Of the lines below, how many hold the string "with"? Give only the number.

**Supplied material**
⁂

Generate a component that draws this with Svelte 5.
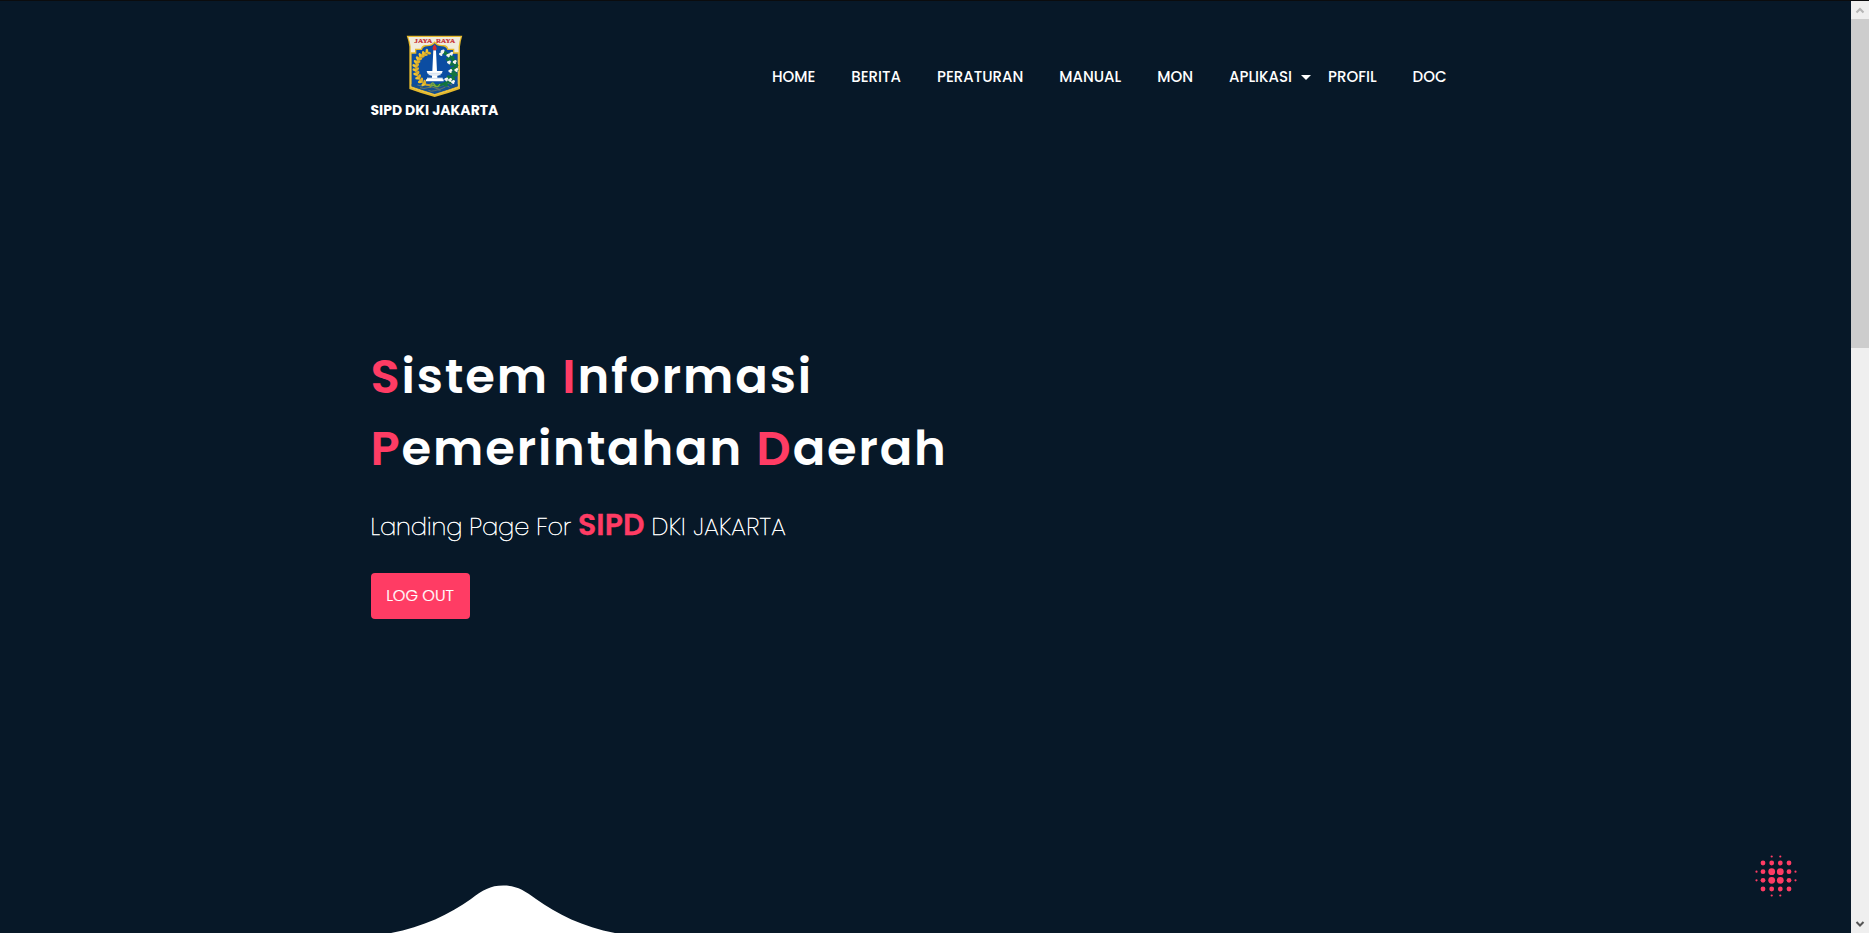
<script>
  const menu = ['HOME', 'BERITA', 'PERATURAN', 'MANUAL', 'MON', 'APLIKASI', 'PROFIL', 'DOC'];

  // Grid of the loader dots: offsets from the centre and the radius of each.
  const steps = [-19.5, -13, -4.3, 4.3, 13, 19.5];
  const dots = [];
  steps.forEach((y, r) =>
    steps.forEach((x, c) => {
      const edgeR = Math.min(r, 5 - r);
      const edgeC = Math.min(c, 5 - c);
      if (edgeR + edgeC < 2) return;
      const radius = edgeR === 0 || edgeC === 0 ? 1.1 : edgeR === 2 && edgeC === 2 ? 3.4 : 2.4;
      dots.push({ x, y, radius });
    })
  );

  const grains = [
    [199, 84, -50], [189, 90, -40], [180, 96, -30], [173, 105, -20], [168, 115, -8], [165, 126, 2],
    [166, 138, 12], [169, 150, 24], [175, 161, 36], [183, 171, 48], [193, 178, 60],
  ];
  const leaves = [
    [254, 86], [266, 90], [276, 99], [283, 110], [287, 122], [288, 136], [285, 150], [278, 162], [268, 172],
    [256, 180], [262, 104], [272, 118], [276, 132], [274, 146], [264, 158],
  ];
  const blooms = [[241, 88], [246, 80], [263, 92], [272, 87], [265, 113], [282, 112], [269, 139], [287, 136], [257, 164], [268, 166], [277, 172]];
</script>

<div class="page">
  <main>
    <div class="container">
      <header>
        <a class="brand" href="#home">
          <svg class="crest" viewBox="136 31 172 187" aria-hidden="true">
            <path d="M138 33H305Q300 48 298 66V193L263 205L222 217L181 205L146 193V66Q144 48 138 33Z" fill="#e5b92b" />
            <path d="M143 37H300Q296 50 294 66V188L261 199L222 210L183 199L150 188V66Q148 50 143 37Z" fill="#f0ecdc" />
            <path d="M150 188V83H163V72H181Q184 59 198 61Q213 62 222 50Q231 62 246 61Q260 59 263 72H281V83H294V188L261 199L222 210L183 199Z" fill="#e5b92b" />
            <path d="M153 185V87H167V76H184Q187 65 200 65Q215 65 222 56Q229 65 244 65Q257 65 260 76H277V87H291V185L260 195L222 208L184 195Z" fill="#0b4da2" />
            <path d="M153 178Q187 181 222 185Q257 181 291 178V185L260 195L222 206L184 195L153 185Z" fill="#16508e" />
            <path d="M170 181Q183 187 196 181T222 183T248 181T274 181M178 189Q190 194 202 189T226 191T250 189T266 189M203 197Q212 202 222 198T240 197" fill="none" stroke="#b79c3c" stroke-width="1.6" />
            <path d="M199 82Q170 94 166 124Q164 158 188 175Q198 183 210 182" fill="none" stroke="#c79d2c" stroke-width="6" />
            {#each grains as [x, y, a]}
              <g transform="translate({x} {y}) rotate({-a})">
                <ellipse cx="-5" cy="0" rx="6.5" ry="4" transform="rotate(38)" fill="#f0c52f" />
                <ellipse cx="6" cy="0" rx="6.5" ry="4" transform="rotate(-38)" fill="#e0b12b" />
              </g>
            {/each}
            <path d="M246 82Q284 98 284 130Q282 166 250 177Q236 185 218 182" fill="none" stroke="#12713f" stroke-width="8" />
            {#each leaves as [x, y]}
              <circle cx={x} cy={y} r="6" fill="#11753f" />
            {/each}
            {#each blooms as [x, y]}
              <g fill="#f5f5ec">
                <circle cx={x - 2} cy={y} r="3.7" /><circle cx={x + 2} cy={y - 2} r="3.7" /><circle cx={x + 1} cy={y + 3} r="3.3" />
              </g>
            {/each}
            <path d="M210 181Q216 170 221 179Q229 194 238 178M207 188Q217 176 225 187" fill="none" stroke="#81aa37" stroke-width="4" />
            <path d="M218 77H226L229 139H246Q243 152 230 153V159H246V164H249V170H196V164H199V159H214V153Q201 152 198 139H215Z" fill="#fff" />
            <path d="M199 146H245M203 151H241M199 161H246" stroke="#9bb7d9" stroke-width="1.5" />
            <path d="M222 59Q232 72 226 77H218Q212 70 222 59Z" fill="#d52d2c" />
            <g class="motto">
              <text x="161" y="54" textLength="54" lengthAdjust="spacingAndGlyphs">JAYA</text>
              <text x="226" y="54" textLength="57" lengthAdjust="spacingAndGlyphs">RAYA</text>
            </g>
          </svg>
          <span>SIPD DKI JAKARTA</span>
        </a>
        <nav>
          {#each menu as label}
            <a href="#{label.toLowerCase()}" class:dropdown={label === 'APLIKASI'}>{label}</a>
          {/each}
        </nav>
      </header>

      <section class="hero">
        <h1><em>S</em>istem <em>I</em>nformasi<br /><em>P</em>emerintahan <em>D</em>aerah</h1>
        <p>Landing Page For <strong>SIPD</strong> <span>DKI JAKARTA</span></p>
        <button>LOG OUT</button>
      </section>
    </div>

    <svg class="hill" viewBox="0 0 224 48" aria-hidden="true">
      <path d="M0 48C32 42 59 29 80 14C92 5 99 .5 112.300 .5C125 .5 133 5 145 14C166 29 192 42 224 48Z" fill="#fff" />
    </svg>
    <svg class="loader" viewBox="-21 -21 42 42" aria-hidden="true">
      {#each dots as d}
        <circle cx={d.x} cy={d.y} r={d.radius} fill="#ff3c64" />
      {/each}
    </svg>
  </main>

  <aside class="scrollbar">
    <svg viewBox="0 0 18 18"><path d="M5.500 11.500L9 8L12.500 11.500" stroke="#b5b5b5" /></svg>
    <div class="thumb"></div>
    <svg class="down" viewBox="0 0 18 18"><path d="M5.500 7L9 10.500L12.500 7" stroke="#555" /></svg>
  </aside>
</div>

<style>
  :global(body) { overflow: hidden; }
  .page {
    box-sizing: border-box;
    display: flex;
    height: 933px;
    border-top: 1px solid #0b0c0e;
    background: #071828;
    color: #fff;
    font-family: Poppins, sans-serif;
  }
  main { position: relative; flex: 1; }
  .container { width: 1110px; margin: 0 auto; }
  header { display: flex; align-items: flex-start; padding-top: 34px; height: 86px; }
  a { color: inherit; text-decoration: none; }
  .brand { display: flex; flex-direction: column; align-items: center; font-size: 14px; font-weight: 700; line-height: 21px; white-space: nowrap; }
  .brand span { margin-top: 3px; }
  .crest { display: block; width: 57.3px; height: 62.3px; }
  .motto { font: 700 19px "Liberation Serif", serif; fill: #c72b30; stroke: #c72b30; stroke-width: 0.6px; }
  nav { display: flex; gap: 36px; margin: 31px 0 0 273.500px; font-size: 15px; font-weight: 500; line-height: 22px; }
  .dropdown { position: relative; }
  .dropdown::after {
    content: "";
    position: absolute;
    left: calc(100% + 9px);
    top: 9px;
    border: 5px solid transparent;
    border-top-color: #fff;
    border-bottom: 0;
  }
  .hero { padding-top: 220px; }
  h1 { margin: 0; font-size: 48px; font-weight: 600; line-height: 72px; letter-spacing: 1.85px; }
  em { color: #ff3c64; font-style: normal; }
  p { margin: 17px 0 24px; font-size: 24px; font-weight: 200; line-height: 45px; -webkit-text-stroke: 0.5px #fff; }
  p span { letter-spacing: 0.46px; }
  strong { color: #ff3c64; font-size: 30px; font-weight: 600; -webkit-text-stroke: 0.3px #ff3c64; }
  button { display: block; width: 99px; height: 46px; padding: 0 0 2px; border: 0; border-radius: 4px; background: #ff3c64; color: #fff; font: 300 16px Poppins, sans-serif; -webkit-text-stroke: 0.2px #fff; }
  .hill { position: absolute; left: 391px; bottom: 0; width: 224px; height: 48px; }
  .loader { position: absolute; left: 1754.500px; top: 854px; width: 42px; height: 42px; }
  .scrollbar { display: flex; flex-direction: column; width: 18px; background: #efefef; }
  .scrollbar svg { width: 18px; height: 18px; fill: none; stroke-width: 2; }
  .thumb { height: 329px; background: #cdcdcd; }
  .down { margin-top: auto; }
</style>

⁂

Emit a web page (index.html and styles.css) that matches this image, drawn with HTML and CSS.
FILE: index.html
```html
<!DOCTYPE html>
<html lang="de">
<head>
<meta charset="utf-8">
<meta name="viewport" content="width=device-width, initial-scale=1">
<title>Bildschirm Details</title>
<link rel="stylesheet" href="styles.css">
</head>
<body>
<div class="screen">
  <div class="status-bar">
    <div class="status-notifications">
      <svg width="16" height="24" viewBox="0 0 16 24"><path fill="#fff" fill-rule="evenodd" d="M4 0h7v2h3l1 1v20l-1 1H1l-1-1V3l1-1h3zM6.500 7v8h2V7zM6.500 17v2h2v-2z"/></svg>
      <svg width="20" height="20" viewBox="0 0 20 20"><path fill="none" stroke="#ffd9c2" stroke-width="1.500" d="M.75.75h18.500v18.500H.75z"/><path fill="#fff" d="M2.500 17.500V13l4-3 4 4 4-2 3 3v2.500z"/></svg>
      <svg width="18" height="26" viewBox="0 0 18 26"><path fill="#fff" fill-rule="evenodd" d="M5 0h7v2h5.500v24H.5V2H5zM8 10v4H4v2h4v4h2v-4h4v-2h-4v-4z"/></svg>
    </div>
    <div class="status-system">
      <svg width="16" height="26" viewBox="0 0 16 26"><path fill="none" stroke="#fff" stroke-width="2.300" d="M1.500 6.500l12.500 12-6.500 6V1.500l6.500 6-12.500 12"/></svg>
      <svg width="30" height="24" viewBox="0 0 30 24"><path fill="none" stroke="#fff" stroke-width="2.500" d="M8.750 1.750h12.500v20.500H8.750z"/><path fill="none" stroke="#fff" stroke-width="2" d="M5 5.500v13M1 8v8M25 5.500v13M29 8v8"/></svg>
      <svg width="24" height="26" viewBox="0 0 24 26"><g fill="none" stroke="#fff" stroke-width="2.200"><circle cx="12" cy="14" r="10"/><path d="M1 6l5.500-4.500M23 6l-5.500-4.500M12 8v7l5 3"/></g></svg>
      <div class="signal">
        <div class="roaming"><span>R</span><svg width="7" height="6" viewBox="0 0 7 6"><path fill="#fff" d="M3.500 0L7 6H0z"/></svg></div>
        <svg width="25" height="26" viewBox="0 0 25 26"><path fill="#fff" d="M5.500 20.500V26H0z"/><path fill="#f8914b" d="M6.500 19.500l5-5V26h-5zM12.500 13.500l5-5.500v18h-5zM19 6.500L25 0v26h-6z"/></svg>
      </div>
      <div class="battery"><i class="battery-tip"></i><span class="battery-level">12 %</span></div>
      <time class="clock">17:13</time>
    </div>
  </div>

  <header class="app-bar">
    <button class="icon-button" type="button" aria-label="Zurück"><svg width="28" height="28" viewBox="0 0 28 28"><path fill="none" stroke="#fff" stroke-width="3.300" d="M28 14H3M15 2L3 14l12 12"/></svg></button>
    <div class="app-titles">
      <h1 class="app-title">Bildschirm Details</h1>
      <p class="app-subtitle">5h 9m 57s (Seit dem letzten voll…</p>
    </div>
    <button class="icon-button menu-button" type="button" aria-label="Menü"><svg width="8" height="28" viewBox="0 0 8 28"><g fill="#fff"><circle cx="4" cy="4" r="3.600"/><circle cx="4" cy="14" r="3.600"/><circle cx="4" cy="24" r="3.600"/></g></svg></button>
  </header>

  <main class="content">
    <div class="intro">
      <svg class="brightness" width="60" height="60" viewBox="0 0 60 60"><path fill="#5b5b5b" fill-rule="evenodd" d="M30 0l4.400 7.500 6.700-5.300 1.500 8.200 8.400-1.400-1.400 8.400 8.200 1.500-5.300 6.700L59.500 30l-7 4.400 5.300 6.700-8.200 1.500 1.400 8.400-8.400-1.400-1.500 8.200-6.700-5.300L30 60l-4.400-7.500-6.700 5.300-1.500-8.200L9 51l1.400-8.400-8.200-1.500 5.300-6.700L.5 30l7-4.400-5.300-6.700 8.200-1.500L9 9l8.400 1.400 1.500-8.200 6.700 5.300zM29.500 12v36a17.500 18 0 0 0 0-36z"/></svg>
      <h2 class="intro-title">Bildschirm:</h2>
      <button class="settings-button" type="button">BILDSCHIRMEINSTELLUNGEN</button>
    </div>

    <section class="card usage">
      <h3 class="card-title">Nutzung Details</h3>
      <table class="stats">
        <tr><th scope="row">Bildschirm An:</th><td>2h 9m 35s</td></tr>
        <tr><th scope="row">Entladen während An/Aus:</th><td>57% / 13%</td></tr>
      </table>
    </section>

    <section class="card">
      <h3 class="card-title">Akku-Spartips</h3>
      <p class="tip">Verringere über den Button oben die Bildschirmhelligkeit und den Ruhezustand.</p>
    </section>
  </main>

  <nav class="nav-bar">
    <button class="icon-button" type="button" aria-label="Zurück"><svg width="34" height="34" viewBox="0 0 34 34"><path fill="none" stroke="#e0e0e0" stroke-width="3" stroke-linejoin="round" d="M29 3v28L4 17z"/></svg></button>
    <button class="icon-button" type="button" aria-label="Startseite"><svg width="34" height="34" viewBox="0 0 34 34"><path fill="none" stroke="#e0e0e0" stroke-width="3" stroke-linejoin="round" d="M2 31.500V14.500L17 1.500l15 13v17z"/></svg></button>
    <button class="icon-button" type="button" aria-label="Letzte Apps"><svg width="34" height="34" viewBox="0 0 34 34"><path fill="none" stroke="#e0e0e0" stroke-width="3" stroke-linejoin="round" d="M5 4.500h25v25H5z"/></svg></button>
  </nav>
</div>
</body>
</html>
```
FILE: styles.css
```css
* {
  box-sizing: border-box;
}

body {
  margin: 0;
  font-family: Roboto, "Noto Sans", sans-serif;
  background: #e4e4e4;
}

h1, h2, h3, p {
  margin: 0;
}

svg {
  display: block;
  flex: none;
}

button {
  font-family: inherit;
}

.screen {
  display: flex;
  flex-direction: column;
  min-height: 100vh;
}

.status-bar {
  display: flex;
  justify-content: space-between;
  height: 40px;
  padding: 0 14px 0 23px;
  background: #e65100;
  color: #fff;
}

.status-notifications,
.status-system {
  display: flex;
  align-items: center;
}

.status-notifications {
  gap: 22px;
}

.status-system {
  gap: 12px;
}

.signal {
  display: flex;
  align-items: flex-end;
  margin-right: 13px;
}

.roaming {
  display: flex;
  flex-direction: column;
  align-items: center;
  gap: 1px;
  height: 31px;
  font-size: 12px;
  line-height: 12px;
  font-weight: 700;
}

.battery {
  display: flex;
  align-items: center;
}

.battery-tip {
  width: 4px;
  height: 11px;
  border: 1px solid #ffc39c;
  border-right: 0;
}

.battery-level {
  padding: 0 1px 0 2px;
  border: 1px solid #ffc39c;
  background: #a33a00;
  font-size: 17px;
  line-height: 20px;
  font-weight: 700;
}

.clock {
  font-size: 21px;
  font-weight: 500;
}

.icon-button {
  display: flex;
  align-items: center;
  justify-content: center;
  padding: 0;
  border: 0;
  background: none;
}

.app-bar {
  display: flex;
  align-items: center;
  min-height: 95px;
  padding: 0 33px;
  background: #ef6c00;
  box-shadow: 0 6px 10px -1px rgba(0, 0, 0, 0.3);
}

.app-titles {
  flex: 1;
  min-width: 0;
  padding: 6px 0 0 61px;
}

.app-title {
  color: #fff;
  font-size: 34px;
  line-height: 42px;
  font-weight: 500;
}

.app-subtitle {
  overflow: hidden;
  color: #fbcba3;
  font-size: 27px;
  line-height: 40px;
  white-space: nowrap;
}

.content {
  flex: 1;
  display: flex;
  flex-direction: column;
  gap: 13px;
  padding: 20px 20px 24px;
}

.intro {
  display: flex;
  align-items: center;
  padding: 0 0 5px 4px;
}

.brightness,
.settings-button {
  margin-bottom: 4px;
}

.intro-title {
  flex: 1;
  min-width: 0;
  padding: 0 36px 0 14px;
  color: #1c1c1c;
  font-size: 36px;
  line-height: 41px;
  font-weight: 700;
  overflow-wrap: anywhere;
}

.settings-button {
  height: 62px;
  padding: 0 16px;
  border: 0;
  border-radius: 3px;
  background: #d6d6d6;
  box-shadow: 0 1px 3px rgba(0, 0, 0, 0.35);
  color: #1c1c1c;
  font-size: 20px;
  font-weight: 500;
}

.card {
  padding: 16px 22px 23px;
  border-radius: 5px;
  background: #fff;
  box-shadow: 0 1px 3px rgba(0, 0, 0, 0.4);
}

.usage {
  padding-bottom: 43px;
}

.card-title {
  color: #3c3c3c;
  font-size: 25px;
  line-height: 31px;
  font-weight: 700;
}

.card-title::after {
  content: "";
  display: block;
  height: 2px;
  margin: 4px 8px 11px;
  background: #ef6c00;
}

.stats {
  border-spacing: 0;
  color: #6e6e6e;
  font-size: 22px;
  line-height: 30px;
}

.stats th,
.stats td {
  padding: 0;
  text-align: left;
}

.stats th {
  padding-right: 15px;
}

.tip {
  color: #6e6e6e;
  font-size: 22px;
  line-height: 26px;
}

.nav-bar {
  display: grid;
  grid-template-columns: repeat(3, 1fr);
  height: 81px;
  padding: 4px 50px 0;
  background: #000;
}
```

⁂

**Task output**
2